### What the task asks
Scan the data below for the string "this". Copy every line where it appears.

### Records
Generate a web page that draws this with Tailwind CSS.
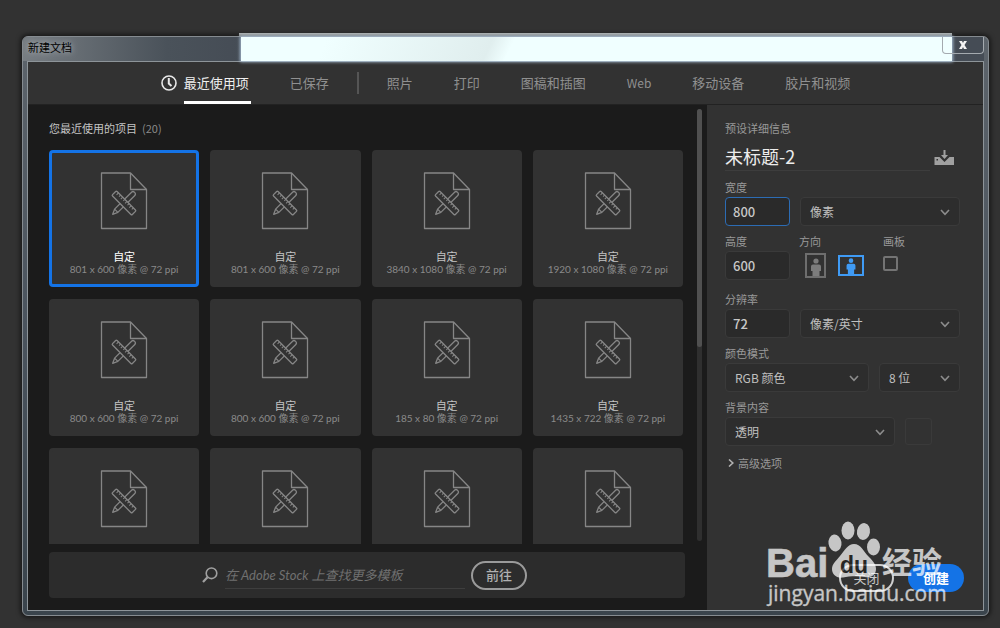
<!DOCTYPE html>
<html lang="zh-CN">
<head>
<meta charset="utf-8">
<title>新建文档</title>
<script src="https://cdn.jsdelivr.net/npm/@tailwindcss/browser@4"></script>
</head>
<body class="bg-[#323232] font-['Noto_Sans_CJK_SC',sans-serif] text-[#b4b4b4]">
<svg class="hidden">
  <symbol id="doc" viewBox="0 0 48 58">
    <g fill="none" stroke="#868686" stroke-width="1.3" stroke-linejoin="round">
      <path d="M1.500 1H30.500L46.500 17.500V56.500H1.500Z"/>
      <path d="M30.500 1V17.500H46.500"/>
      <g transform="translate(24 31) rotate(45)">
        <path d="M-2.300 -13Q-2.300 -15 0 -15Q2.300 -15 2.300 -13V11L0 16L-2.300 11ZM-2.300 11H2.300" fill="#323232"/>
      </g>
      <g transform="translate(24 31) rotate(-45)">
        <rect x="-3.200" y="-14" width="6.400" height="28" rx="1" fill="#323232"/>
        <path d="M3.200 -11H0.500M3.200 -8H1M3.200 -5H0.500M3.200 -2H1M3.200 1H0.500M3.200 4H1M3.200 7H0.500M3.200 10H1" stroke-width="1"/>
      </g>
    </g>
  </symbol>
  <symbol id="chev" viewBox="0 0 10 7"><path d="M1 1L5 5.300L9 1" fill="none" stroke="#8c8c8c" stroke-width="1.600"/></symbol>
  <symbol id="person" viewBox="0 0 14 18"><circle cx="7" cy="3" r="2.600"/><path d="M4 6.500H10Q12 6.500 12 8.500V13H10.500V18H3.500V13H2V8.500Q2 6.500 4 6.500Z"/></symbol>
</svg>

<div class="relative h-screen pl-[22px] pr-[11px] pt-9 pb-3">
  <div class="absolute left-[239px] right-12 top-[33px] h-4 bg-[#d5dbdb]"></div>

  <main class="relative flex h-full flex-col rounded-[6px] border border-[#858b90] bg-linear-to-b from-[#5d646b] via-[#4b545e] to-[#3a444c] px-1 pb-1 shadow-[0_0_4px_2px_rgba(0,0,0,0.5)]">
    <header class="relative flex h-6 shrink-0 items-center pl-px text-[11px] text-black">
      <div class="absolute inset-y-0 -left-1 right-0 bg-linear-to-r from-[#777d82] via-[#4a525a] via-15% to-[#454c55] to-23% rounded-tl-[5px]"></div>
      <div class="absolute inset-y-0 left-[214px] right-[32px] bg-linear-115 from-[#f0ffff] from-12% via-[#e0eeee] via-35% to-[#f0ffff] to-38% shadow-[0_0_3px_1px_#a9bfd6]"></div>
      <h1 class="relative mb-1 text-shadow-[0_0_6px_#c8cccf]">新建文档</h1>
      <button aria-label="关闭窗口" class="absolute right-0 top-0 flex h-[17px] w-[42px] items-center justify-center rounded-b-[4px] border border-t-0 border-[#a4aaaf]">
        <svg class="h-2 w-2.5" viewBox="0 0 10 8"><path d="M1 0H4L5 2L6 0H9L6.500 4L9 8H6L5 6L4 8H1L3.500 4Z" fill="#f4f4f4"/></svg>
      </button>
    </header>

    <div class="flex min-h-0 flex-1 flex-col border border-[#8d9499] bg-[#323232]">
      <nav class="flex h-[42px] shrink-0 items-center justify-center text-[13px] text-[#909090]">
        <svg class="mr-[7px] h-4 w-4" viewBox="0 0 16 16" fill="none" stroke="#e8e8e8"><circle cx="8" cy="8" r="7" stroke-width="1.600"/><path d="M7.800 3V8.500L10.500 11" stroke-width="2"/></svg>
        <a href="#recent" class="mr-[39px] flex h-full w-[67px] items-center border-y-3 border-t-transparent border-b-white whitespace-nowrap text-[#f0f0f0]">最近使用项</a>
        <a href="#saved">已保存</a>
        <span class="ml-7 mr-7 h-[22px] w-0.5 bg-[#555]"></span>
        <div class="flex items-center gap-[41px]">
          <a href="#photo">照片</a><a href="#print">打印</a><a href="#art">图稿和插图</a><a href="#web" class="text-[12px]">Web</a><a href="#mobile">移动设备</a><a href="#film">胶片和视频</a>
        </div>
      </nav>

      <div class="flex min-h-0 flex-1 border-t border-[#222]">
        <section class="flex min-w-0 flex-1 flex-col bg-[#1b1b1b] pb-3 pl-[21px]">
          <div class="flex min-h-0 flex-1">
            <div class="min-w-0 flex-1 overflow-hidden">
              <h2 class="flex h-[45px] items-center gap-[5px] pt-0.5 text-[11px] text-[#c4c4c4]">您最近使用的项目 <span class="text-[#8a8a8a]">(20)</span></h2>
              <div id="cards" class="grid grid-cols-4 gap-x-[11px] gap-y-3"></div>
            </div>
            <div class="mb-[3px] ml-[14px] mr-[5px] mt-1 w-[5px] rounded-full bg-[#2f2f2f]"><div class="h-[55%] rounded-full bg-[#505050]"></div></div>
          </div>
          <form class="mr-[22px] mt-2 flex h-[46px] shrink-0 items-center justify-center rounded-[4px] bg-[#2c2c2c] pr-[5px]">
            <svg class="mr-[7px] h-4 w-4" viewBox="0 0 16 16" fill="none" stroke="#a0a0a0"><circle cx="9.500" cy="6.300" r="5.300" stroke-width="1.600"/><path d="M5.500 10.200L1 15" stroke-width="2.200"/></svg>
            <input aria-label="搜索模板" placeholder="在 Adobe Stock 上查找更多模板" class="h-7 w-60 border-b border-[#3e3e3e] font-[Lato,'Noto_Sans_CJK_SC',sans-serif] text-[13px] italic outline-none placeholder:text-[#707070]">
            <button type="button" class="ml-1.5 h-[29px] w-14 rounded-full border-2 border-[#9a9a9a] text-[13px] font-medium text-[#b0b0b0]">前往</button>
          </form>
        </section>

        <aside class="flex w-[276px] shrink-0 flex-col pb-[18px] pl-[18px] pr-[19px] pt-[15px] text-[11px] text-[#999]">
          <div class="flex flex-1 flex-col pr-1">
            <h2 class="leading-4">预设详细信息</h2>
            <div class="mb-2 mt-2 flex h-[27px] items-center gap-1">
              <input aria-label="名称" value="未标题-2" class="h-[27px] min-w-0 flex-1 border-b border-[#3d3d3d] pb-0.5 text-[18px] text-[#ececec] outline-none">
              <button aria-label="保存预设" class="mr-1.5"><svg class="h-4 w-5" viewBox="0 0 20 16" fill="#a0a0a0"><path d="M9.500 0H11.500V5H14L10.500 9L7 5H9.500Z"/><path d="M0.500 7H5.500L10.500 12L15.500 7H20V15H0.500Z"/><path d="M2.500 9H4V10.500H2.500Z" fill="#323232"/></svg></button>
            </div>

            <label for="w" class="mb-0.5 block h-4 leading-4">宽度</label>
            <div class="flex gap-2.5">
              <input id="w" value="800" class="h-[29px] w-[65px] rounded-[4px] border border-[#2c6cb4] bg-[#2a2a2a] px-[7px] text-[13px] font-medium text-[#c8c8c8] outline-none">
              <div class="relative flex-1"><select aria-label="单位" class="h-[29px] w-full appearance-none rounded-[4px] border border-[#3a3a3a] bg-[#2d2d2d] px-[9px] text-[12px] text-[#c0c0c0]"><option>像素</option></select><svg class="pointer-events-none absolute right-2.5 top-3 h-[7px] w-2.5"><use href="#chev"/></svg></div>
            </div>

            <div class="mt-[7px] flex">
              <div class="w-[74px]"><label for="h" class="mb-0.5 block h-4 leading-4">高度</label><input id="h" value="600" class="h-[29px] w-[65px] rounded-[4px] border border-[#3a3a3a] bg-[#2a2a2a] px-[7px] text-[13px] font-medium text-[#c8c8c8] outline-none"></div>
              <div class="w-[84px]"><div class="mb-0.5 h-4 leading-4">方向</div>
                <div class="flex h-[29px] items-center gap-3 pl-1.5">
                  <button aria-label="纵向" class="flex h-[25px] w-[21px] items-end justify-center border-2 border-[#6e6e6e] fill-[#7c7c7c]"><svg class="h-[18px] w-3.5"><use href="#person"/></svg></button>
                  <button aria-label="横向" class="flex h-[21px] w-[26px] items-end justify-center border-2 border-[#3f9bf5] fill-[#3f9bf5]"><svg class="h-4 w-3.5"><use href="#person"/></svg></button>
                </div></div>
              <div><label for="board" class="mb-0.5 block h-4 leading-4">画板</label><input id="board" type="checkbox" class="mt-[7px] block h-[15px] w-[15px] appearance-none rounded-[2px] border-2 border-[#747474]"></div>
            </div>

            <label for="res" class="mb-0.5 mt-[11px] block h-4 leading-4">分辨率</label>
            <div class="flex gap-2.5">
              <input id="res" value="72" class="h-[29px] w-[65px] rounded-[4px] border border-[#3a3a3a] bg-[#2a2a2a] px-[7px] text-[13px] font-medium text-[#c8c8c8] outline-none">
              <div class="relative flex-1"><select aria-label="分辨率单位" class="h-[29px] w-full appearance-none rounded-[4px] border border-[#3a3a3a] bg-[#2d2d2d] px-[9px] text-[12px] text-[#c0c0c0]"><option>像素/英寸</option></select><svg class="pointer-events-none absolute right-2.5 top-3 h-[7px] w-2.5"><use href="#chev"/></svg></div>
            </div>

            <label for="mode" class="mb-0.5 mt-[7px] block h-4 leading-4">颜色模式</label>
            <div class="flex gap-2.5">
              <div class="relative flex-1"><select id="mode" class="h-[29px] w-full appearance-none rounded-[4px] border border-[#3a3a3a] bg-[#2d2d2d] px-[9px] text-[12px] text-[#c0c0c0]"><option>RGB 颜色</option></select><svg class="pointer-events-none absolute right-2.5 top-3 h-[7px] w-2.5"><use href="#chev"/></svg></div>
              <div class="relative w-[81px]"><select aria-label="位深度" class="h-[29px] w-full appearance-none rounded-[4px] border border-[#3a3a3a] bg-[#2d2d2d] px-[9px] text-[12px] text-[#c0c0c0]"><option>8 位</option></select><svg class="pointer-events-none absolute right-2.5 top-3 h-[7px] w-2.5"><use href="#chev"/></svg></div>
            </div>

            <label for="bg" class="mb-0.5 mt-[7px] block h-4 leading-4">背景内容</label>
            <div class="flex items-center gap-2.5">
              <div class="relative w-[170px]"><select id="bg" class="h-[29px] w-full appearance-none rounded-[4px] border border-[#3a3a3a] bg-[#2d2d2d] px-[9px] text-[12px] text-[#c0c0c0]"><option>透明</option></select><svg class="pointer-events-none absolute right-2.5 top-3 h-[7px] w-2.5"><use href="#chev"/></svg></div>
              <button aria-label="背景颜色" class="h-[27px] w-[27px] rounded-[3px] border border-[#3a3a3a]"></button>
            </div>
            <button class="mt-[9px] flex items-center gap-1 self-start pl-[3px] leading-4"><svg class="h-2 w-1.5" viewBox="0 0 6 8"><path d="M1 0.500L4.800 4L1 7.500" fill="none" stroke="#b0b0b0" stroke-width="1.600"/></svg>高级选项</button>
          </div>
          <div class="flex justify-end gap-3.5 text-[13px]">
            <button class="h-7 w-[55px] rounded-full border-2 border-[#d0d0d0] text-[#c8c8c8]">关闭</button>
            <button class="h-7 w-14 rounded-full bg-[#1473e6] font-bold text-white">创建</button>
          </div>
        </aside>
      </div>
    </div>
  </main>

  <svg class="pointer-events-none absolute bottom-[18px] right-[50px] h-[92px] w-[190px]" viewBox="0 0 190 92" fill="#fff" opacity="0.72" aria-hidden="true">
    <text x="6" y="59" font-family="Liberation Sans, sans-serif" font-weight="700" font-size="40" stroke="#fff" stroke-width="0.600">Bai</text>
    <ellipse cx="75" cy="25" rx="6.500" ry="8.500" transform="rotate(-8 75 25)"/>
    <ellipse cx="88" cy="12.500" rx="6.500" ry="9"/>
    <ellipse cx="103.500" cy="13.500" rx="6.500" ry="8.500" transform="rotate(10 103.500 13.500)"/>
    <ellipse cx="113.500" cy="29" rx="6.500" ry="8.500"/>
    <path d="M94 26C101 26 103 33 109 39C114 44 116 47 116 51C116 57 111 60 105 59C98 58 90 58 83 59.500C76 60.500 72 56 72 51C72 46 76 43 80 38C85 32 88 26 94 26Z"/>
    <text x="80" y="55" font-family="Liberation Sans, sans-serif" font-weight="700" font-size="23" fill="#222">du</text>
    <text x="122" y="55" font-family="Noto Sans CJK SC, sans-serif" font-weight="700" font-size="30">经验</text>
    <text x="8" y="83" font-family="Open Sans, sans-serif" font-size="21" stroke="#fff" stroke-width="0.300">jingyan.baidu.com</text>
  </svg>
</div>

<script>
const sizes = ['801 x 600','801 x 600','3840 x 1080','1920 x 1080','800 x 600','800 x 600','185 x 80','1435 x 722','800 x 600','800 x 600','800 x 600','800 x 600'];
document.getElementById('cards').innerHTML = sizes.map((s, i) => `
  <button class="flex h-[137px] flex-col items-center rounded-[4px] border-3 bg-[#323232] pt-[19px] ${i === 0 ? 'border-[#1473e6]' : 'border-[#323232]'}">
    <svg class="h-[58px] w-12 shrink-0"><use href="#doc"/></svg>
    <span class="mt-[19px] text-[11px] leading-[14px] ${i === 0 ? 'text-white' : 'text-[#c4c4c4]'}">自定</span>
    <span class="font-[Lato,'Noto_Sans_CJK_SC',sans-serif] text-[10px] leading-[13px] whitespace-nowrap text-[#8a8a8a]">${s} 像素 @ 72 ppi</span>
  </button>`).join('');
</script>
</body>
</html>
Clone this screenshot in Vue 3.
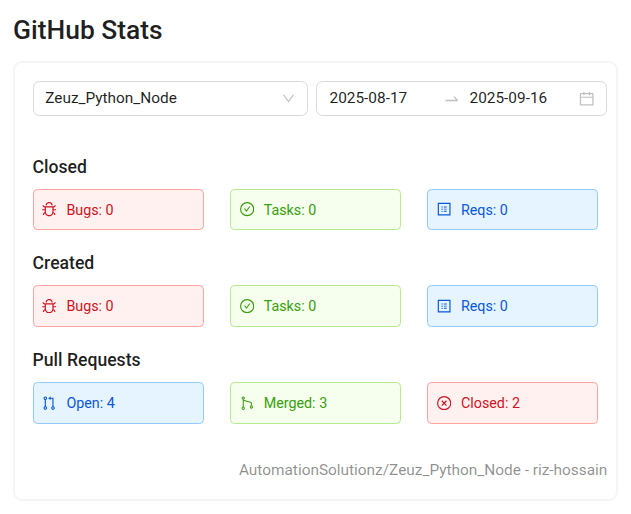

### Written response
Generate a web page that draws this with Tailwind CSS.
Clone this screenshot in Vue 3.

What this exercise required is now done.